Возвращаюсь на студию, получаю журнал с рассказом о Барабульке, передаю Семену Васильевичу требования Макивчука.
– Горбатый черт! – возмутился хромой Пономаренко. – Где у него партийная совесть! Ему мало тридцать тысяч! Сейчас я ему... – Он решительно хватает трубку телефона и набирает номер. – Макивчук?.. Да знаю, – начинает он на высоких тонах. – Сказал. Он сейчас сидит у меня… Что?.. Ты ж руководитель журнала, я тоже ру... Что?.. Знаю, что вас двое, но сценарий-то один... Что?.. Та не кричи, слушай, слушай. Это же незаконно! Вам тридцать тысяч, ему триста пятьдесят... Та не кричи, не кричи. Не тысяч, рублей! Что?.. – Долгая пауза. Слушает и уже примирительным тоном: – Ну, добрэ, добрэ! Плачу тридцать пять. Да, на двоих... – Опять долгая пауза. Слушает. – Не кричи. Нет, не грабеж. Ты руководитель и я руково... – Опять долгая пауза. – Добрэ, за актуальность даю сорок тысяч... Чухрай? Я же уже сказал ему… Да, что работа срочная... – Подмаргивает мне, как соучастнику. – Понимаю... Да, здоровье прежде всего! Нет, я – в Гурзуф... Нет, у жены печенка. Она в Железноводск... А твоя дружина с тобой? Нет?.. Я же сказал: сорок тысяч... Ну, как говорится, с богом!.. Бывай!

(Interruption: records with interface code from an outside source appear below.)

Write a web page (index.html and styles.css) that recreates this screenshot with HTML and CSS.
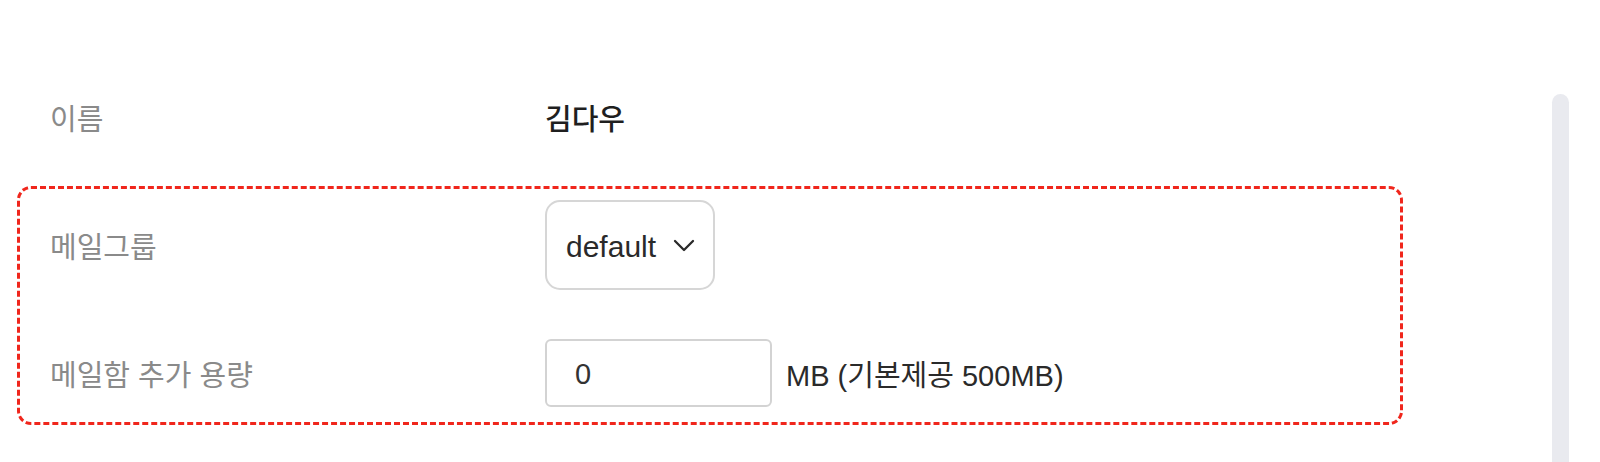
FILE: index.html
```html
<!DOCTYPE html>
<html lang="ko">
<head>
<meta charset="utf-8">
<title>메일 설정</title>
<link rel="stylesheet" href="styles.css">
</head>
<body>
<div class="page">
  <main class="main">
    <div class="row row-name">
      <div class="label">이름</div>
      <div class="value name">김다우</div>
    </div>
    <section class="group">
      <div class="row row-select">
        <div class="label">메일그룹</div>
        <div class="value">
          <div class="select">
            <span class="select-text">default</span>
            <svg class="chev" width="22" height="13" viewBox="0 0 22 13"><path d="M2 2 L11 11 L20 2" fill="none" stroke="#2a2a2a" stroke-width="2.3" stroke-linecap="round" stroke-linejoin="round"/></svg>
          </div>
        </div>
      </div>
      <div class="row row-input">
        <div class="label">메일함 추가 용량</div>
        <div class="value inline">
          <div class="input"><span>0</span></div>
          <span class="unit">MB (기본제공 500MB)</span>
        </div>
      </div>
    </section>
  </main>
  <div class="track"></div>
</div>
</body>
</html>
```

FILE: styles.css
```css
html, body {
  margin: 0;
  padding: 0;
  background: #ffffff;
}
body {
  font-family: "Liberation Sans", "Noto Sans CJK KR", sans-serif;
  font-size: 29px;
  color: #222;
}
.page {
  display: flex;
  width: 1600px;
  height: 462px;
  overflow: hidden;
}
.main {
  width: 1410px;
}
.row {
  display: grid;
  grid-template-columns: 495px 1fr;
  align-items: center;
}
.row-name {
  margin-top: 87px;
  height: 60px;
  padding-left: 50px;
}
.label {
  color: #8a8a8a;
  white-space: nowrap;
}
.name {
  color: #1f1f1f;
  font-weight: 500;
}
.group {
  box-sizing: border-box;
  margin-top: 39px;
  margin-left: 17px;
  width: 1386px;
  height: 239px;
  border: 3px dashed #f0261c;
  border-radius: 14px;
  padding: 11px 0 0 30px;
}
.row-select {
  height: 90px;
}
.row-input {
  margin-top: 49px;
  height: 68px;
}
.select {
  box-sizing: border-box;
  width: 170px;
  height: 90px;
  border: 2px solid #d6d6d6;
  border-radius: 15px;
  display: flex;
  align-items: center;
  padding-left: 19px;
  padding-top: 3px;
  gap: 17px;
  color: #2a2a2a;
}
.select-text {
  font-size: 30px;
}
.chev {
  display: block;
  margin-top: -3px;
}
.inline {
  display: flex;
  align-items: center;
  gap: 14px;
}
.input {
  box-sizing: border-box;
  width: 227px;
  height: 68px;
  border: 2px solid #d3d3d3;
  border-radius: 6px;
  display: flex;
  align-items: center;
  padding-left: 28px;
  padding-top: 3px;
  color: #333;
}
.unit {
  color: #2a2a2a;
  white-space: nowrap;
}
.track {
  margin-top: 94px;
  margin-left: 142px;
  width: 17px;
  height: 400px;
  background: #e9eaef;
  border-radius: 9px 9px 0 0;
}
```
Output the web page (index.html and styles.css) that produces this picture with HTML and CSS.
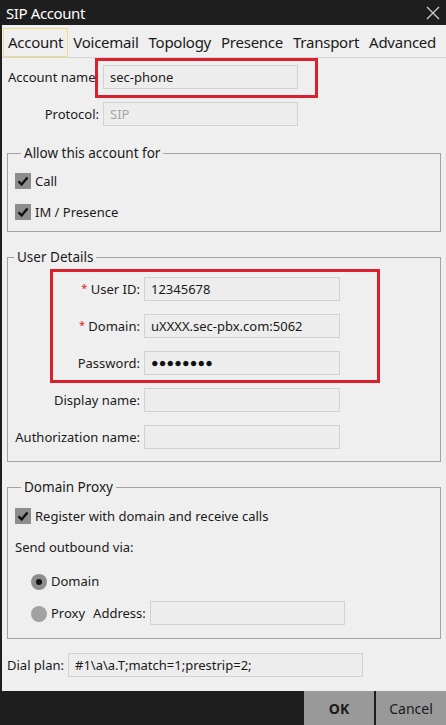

Кладет трубку, вытирает тыльной стороной ладони пот со лба и говорит мне, ища сочувствие:
– Дипломатия!
Я начинаю работать.
Работа не клеится. Предлагаю авторам варианты, чтобы не было пошло, – не соглашаются. Ругаю себя за то, что согласился. Думаю, как отказаться. А тут звонит секретарь студии. Просит зайти к директору. Думаю: «Будет скандал. Но лучше сейчас скандал, чем снять плохой фильм. Откажусь!»
Захожу в кабинет.
– Слушай, Чухрай! Ты ж молодой человек, зачем тебе портить свою биографию? – говорит с ходу Пономаренко.